Will was settled into his booth when the illustrator arrived and plunged onto a seat across from him. “The boss is going to fire me if I don’t have an illustration for page four and the illustration better be for a story on page four.” The illustrator pounded the table that held Will’s drink. “I have a wife with a kid on the way. I need this job.”
Will tried to recall the illustrator’s name, but came up empty. He was a responsible young man. They had little in common. Will told him to come back for the story in an hour. “Draw a man and a woman in a shabby flat,” he said. “Make the woman pretty, with hair flowing down to her waist.” The illustrator looked at his pocket watch and agreed.
Will stared at the glass of amber liquid. He felt the deadline pressing down on him as he took out his notebook and pen. He was still writing when the illustrator returned and slid a drawing in front of him.

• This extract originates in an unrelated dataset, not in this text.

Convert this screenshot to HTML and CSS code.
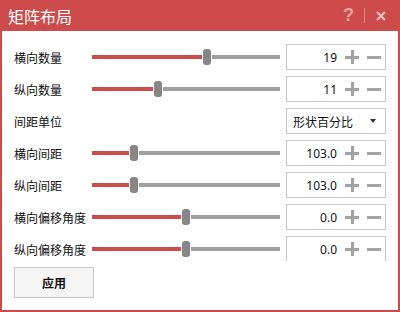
FILE: index.html
```html
<!DOCTYPE html>
<html lang="zh-CN">
<head>
<meta charset="UTF-8">
<title>矩阵布局</title>
<link rel="stylesheet" href="styles.css">
</head>
<body>
<div class="dialog">
    <div class="titlebar">
        <span class="title">矩阵布局</span>
        <span class="help">?</span>
        <span class="sep"></span>
        <svg class="close" width="10" height="10" viewBox="0 0 10 10"><path d="M1 1L9 9M9 1L1 9" stroke="#f0bcbc" stroke-width="2.2"/></svg>
    </div>
    <div class="content">
        <div class="row">
            <span class="label">横向数量</span>
            <div class="slider"><div class="fill" style="width:110px"></div><div class="thumb"></div><div class="rest"></div></div>
            <div class="spin"><span class="value">19</span><span class="plus"></span><span class="minus"></span></div>
        </div>
        <div class="row">
            <span class="label">纵向数量</span>
            <div class="slider"><div class="fill" style="width:61px"></div><div class="thumb"></div><div class="rest"></div></div>
            <div class="spin"><span class="value">11</span><span class="plus"></span><span class="minus"></span></div>
        </div>
        <div class="row">
            <span class="label">间距单位</span>
            <div class="slider"></div>
            <div class="select"><span class="value">形状百分比</span><span class="arrow"></span></div>
        </div>
        <div class="row">
            <span class="label">横向间距</span>
            <div class="slider"><div class="fill" style="width:37px"></div><div class="thumb"></div><div class="rest"></div></div>
            <div class="spin"><span class="value">103.0</span><span class="plus"></span><span class="minus"></span></div>
        </div>
        <div class="row">
            <span class="label">纵向间距</span>
            <div class="slider"><div class="fill" style="width:37px"></div><div class="thumb"></div><div class="rest"></div></div>
            <div class="spin"><span class="value">103.0</span><span class="plus"></span><span class="minus"></span></div>
        </div>
        <div class="row">
            <span class="label">横向偏移角度</span>
            <div class="slider"><div class="fill" style="width:89px"></div><div class="thumb"></div><div class="rest"></div></div>
            <div class="spin"><span class="value">0.0</span><span class="plus"></span><span class="minus"></span></div>
        </div>
        <div class="row">
            <span class="label">纵向偏移角度</span>
            <div class="slider"><div class="fill" style="width:89px"></div><div class="thumb"></div><div class="rest"></div></div>
            <div class="spin"><span class="value">0.0</span><span class="plus"></span><span class="minus"></span></div>
        </div>
    </div>
    <div class="footer">
        <button class="apply">应用</button>
    </div>
</div>
</body>
</html>
```

FILE: styles.css
```css
html, body {
    margin: 0;
    padding: 0;
}
body {
    width: 400px;
    height: 312px;
    font-family: "Noto Sans", "Noto Sans CJK SC", sans-serif;
    font-size: 12px;
    color: #111;
    background: #fff;
}
.dialog {
    box-sizing: border-box;
    width: 400px;
    height: 312px;
    border: 2px solid #cd4b4b;
    border-top: none;
    display: flex;
    flex-direction: column;
}
.titlebar {
    height: 31px;
    margin: 0 -2px;
    background: #cd4b4b;
    display: flex;
    align-items: center;
    padding: 0 14px 0 8px;
    color: #fff;
}
.title {
    font-family: "Noto Sans CJK SC", sans-serif;
    font-size: 16px;
    flex: 1;
}
.help {
    color: #eba5a5;
    font-family: "Liberation Sans", sans-serif;
    font-weight: bold;
    font-size: 18px;
}
.sep {
    width: 1px;
    height: 15px;
    background: #dd8585;
    margin: 0 11px 0 10px;
}
.close {
    display: block;
}
.content {
    height: 230px;
    overflow: hidden;
    padding: 13px 0 0 12px;
    box-sizing: border-box;
}
.row {
    display: flex;
    align-items: center;
    height: 26px;
    margin-bottom: 6px;
}
.label {
    width: 78px;
    font-family: "Noto Sans CJK SC", sans-serif;
}
.slider {
    width: 188px;
    display: flex;
    align-items: center;
    margin-right: 6px;
}
.fill {
    height: 4px;
    background: #cd4b4b;
}
.thumb {
    width: 8px;
    height: 16px;
    border-radius: 3px;
    background: #868686;
    margin: 0 1px;
}
.rest {
    flex: 1;
    height: 4px;
    background: #a0a0a0;
}
.spin, .select {
    box-sizing: border-box;
    width: 100px;
    height: 26px;
    border: 1px solid #cacaca;
    display: flex;
    align-items: center;
}
.spin {
    padding-right: 4px;
}
.spin .value {
    flex: 1;
    text-align: right;
}
.plus, .minus {
    position: relative;
    width: 14px;
    height: 14px;
    margin-left: 8px;
}
.plus::before, .plus::after, .minus::before {
    content: "";
    position: absolute;
    background: #a3a3a3;
}
.plus::before, .minus::before {
    left: 0;
    right: 0;
    top: 6px;
    height: 3px;
}
.plus::after {
    top: 0;
    bottom: 0;
    left: 6px;
    width: 3px;
}
.select {
    padding: 0 9px 0 6px;
}
.select .value {
    flex: 1;
    font-family: "Noto Sans CJK SC", sans-serif;
}
.arrow {
    width: 0;
    height: 0;
    border-left: 3px solid transparent;
    border-right: 3px solid transparent;
    border-top: 4px solid #333;
}
.footer {
    padding: 6px 0 0 12px;
}
.apply {
    width: 80px;
    height: 31px;
    background: #f5f5f5;
    border: 1px solid #c8c8c8;
    font-family: "Noto Sans CJK SC", sans-serif;
    font-weight: bold;
    font-size: 12px;
    color: #111;
    padding: 0;
}
```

Will gazed at the illustration. “She’s prettier than that, worthy of a sonnet,” he said.
The illustrator skimmed Will’s story through his small, round spectacles, and shrugged. “It’s not entirely even. Her hair will grow back,” he said. The illustrator was about to run it to the newspaper office when he noticed there was no title.
Will scribbled another paragraph, and then titled the story, “Gift of the Magi.” He shoved it back. “Who cares,” he said. “It’s only good for tomorrow’s fish wrap.”